**THE EXERCISE:** Your answer should be a single number: the count of lines containing the string "React".

====================

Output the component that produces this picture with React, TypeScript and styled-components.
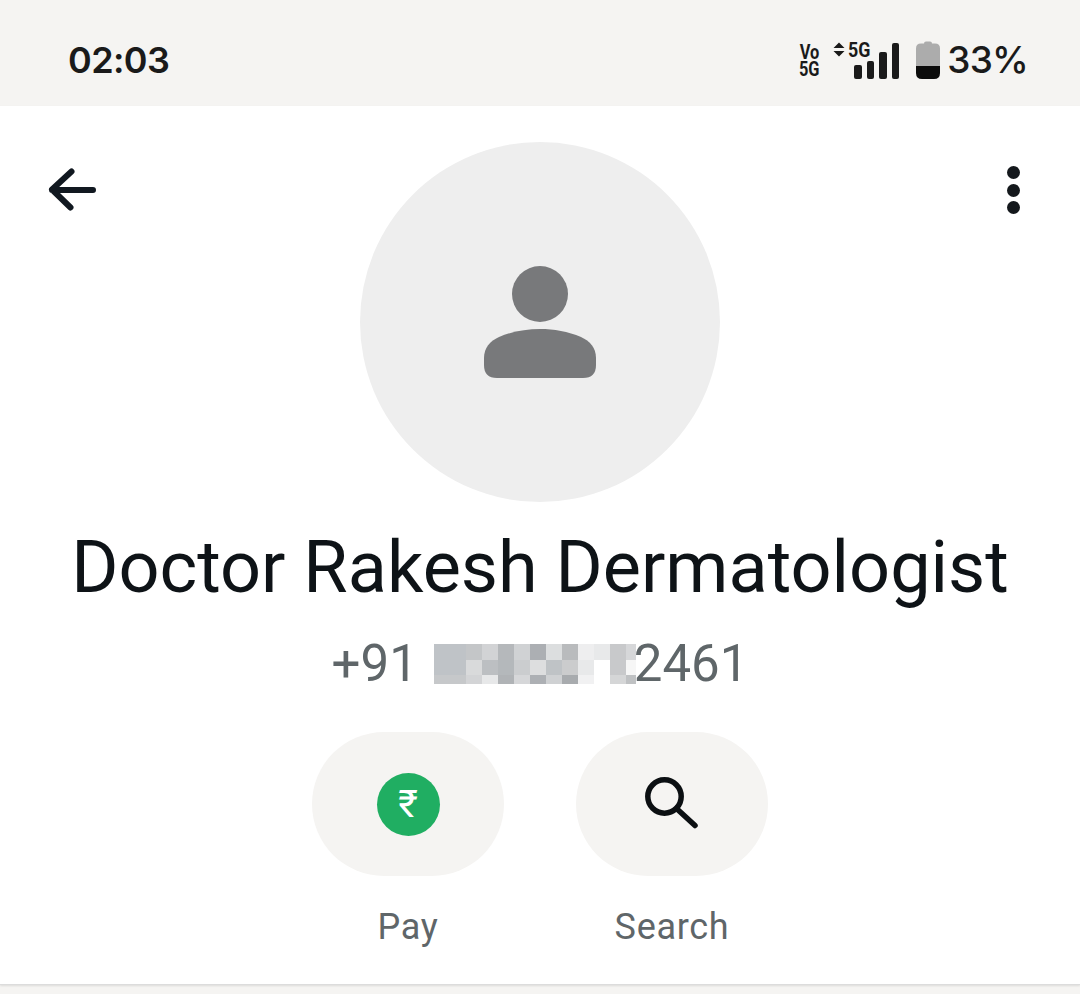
import React from 'react';
import styled, { createGlobalStyle } from 'styled-components';

const GlobalStyle = createGlobalStyle`
  html, body {
    margin: 0;
    padding: 0;
    background: #f5f4f2;
  }
  * {
    box-sizing: border-box;
  }
`;

// colours of the masked part of the phone number, row by row
const maskRows = [
  ['#bfc3c7', '#bfc3c7', '#c4c6c8', '#d2d3d5', '#b5b8bb', '#d0d2d4', '#acafb3', '#dcdedf', '#b9bbbd', '#eeeeef', '#e8e9ea', '#c8c9cb', '#d6d7d9'],
  ['#bfc3c7', '#bfc3c7', '#d9dadb', '#bcbfc2', '#b4b8bb', '#cbcdcf', '#dddedf', '#bfc3c6', '#cbcccd', '#e8e9ea', '#ffffff', '#c8c9cb', '#f6f6f6'],
  ['#c6c8ca', '#c6c8ca', '#d3d4d6', '#e7e8e9', '#b0b3b6', '#d6d7d9', '#adb0b4', '#cfd1d3', '#a8abae', '#f1f1f2', '#ffffff', '#d5d6d7', '#bfc1c3'],
];

const signalBars = [14, 18, 27, 36];

const App = () => {
  return (
    <>
      <GlobalStyle />
      <Page>
        <StatusBar>
          <Time>02:03</Time>
          <StatusIcons>
            <VoLte>
              <VoLine>Vo</VoLine>
              <VoLine>5G</VoLine>
            </VoLte>
            <Network>
              <svg width="12" height="15" viewBox="0 0 12 15">
                <path d="M6 0.500 L11.500 6 H0.500 Z M0.500 9 H11.500 L6 14.500 Z" fill="#1a1a1a" />
              </svg>
              <NetworkLabel>5G</NetworkLabel>
            </Network>
            <Signal>
              {signalBars.map((h) => (
                <SignalBar key={h} $height={h} />
              ))}
            </Signal>
            <svg width="24" height="38" viewBox="0 0 24 38">
              <path
                d="M8 2.500 Q8 0.500 10 0.500 H14 Q16 0.500 16 2.500 H19 Q24 2.500 24 7.500 V25 H0 V7.500 Q0 2.500 5 2.500 Z"
                fill="#acacac"
              />
              <path d="M0 25 H24 V32 Q24 38 18 38 H6 Q0 38 0 32 Z" fill="#0c0c0c" />
            </svg>
            <Battery>33%</Battery>
          </StatusIcons>
        </StatusBar>

        <Sheet>
          <Header>
            <IconSlot>
              <svg width="50" height="48" viewBox="0 0 50 48" fill="none">
                <path
                  d="M46 24 H5 M24.500 5.500 L5 23.500 L23.500 41.500"
                  stroke="#111820"
                  strokeWidth="6"
                  strokeLinecap="round"
                  strokeLinejoin="round"
                />
              </svg>
            </IconSlot>
            <Avatar>
              <svg width="112" height="112" viewBox="0 0 112 112" fill="#78797b">
                <circle cx="56" cy="28" r="28" />
                <path d="M0 92 C0 82 6 75 15 71 C28 65.500 42 63 56 63 C70 63 84 65.500 97 71 C106 75 112 82 112 92 V99 Q112 112 99 112 H13 Q0 112 0 99 Z" />
              </svg>
            </Avatar>
            <MenuSlot>
              <MenuDot />
              <MenuDot />
              <MenuDot />
            </MenuSlot>
          </Header>

          <Name>Doctor Rakesh Dermatologist</Name>

          <Phone>
            <span>+91</span>
            <Mask>
              {maskRows.flat().map((color, i) => (
                <MaskCell key={i} style={{ background: color }} />
              ))}
            </Mask>
            <span>2461</span>
          </Phone>

          <Actions>
            <Action>
              <ActionButton>
                <RupeeBadge>₹</RupeeBadge>
              </ActionButton>
              <ActionLabel>Pay</ActionLabel>
            </Action>
            <Action>
              <ActionButton>
                <svg width="54" height="54" viewBox="0 0 54 54" fill="none">
                  <circle cx="19.500" cy="19.500" r="16.700" stroke="#0b0f12" strokeWidth="5.500" />
                  <path d="M31.500 31.500 L50 48.500" stroke="#0b0f12" strokeWidth="5.500" strokeLinecap="round" />
                </svg>
              </ActionButton>
              <ActionLabel>Search</ActionLabel>
            </Action>
          </Actions>
        </Sheet>
      </Page>
    </>
  );
};

export default App;

const Page = styled.div`
  width: 1080px;
  height: 994px;
  overflow: hidden;
  background: #f5f4f2;
  display: flex;
  flex-direction: column;
`;

const StatusBar = styled.div`
  height: 106px;
  flex: none;
  background: #f5f4f2;
  display: flex;
  align-items: center;
  justify-content: space-between;
  padding: 14px 52px 0 68px;
`;

const Time = styled.div`
  font-family: 'Inter', sans-serif;
  font-size: 36px;
  letter-spacing: -0.6px;
  font-weight: 600;
  color: #1a1a1a;
`;

const StatusIcons = styled.div`
  display: flex;
  align-items: flex-end;
  height: 38px;
`;

const VoLte = styled.div`
  display: flex;
  flex-direction: column;
  align-items: center;
  width: 20px;
  height: 34px;
  margin-right: 14px;
  margin-bottom: 1px;
  font-family: 'Roboto', sans-serif;
  font-weight: 700;
  color: #1a1a1a;
`;

const VoLine = styled.span`
  font-size: 21px;
  line-height: 17px;
  transform: scaleX(0.78);
`;

const Network = styled.div`
  align-self: flex-start;
  display: flex;
  align-items: flex-start;
  gap: 3px;
  width: 46px;
  height: 38px;
  margin-right: -25px;
  padding-top: 1px;
`;

const NetworkLabel = styled.span`
  font-family: 'Roboto', sans-serif;
  font-size: 21px;
  line-height: 16px;
  font-weight: 700;
  color: #1a1a1a;
  transform: scaleX(0.85);
  transform-origin: left;
`;

const Signal = styled.div`
  display: flex;
  align-items: flex-end;
  gap: 5px;
  margin-right: 17px;
`;

const SignalBar = styled.div<{ $height: number }>`
  width: 7.5px;
  height: ${(p) => p.$height}px;
  border-radius: 2px;
  background: #1a1a1a;
`;

const Battery = styled.div`
  margin-left: 7px;
  font-family: 'Inter', sans-serif;
  font-size: 37px;
  line-height: 38px;
  letter-spacing: -0.8px;
  font-weight: 500;
  color: #1a1a1a;
`;

const Sheet = styled.div`
  height: 879px;
  flex: none;
  background: #fff;
  border-bottom: 1px solid #dcdcdc;
  box-shadow: 0 1px 2px rgba(0, 0, 0, 0.1);
  display: flex;
  flex-direction: column;
  align-items: center;
  padding-top: 36px;
`;

const Header = styled.div`
  width: 100%;
  display: grid;
  grid-template-columns: 1fr 360px 1fr;
  padding: 0 60px 0 47px;
`;

const IconSlot = styled.div`
  padding-top: 24px;
`;

const MenuSlot = styled.div`
  justify-self: end;
  display: flex;
  flex-direction: column;
  gap: 4.5px;
  padding-top: 24px;
`;

const MenuDot = styled.div`
  width: 13px;
  height: 13px;
  border-radius: 50%;
  background: #14181c;
`;

const Avatar = styled.div`
  width: 360px;
  height: 360px;
  margin-left: 6.5px;
  border-radius: 50%;
  background: #eeeeee;
  display: flex;
  align-items: center;
  justify-content: center;
`;

const Name = styled.h1`
  margin: 24px 0 0;
  font-family: 'Roboto', sans-serif;
  font-size: 72px;
  line-height: 84px;
  font-weight: 400;
  color: #0e1317;
  white-space: nowrap;
`;

const Phone = styled.div`
  display: flex;
  align-items: center;
  margin-top: 24px;
  height: 60px;
  font-family: 'Roboto', sans-serif;
  font-size: 51px;
  line-height: 60px;
  color: #5f6669;
`;

const Mask = styled.div`
  width: 202px;
  height: 40px;
  margin: 0 -2px 0 16px;
  display: grid;
  grid-template-columns: repeat(12, 16px) 10px;
  grid-template-rows: 16px 15px 9px;
`;

const MaskCell = styled.div``;

const Actions = styled.div`
  display: flex;
  gap: 72px;
  margin-top: 38px;
`;

const Action = styled.div`
  display: flex;
  flex-direction: column;
  align-items: center;
`;

const ActionButton = styled.div`
  width: 192px;
  height: 144px;
  border-radius: 72px;
  background: #f5f4f2;
  display: flex;
  align-items: center;
  justify-content: center;
`;

const RupeeBadge = styled.div`
  width: 63px;
  height: 63px;
  border-radius: 50%;
  background: #20ae62;
  color: #fff;
  display: flex;
  align-items: center;
  justify-content: center;
  font-family: 'Roboto', sans-serif;
  font-size: 38px;
  font-weight: 400;
`;

const ActionLabel = styled.div`
  margin-top: 29px;
  font-family: 'Roboto', sans-serif;
  font-size: 36px;
  line-height: 44px;
  letter-spacing: 0.7px;
  color: #5f6669;
`;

====================

**COMPLETED TASK:** 2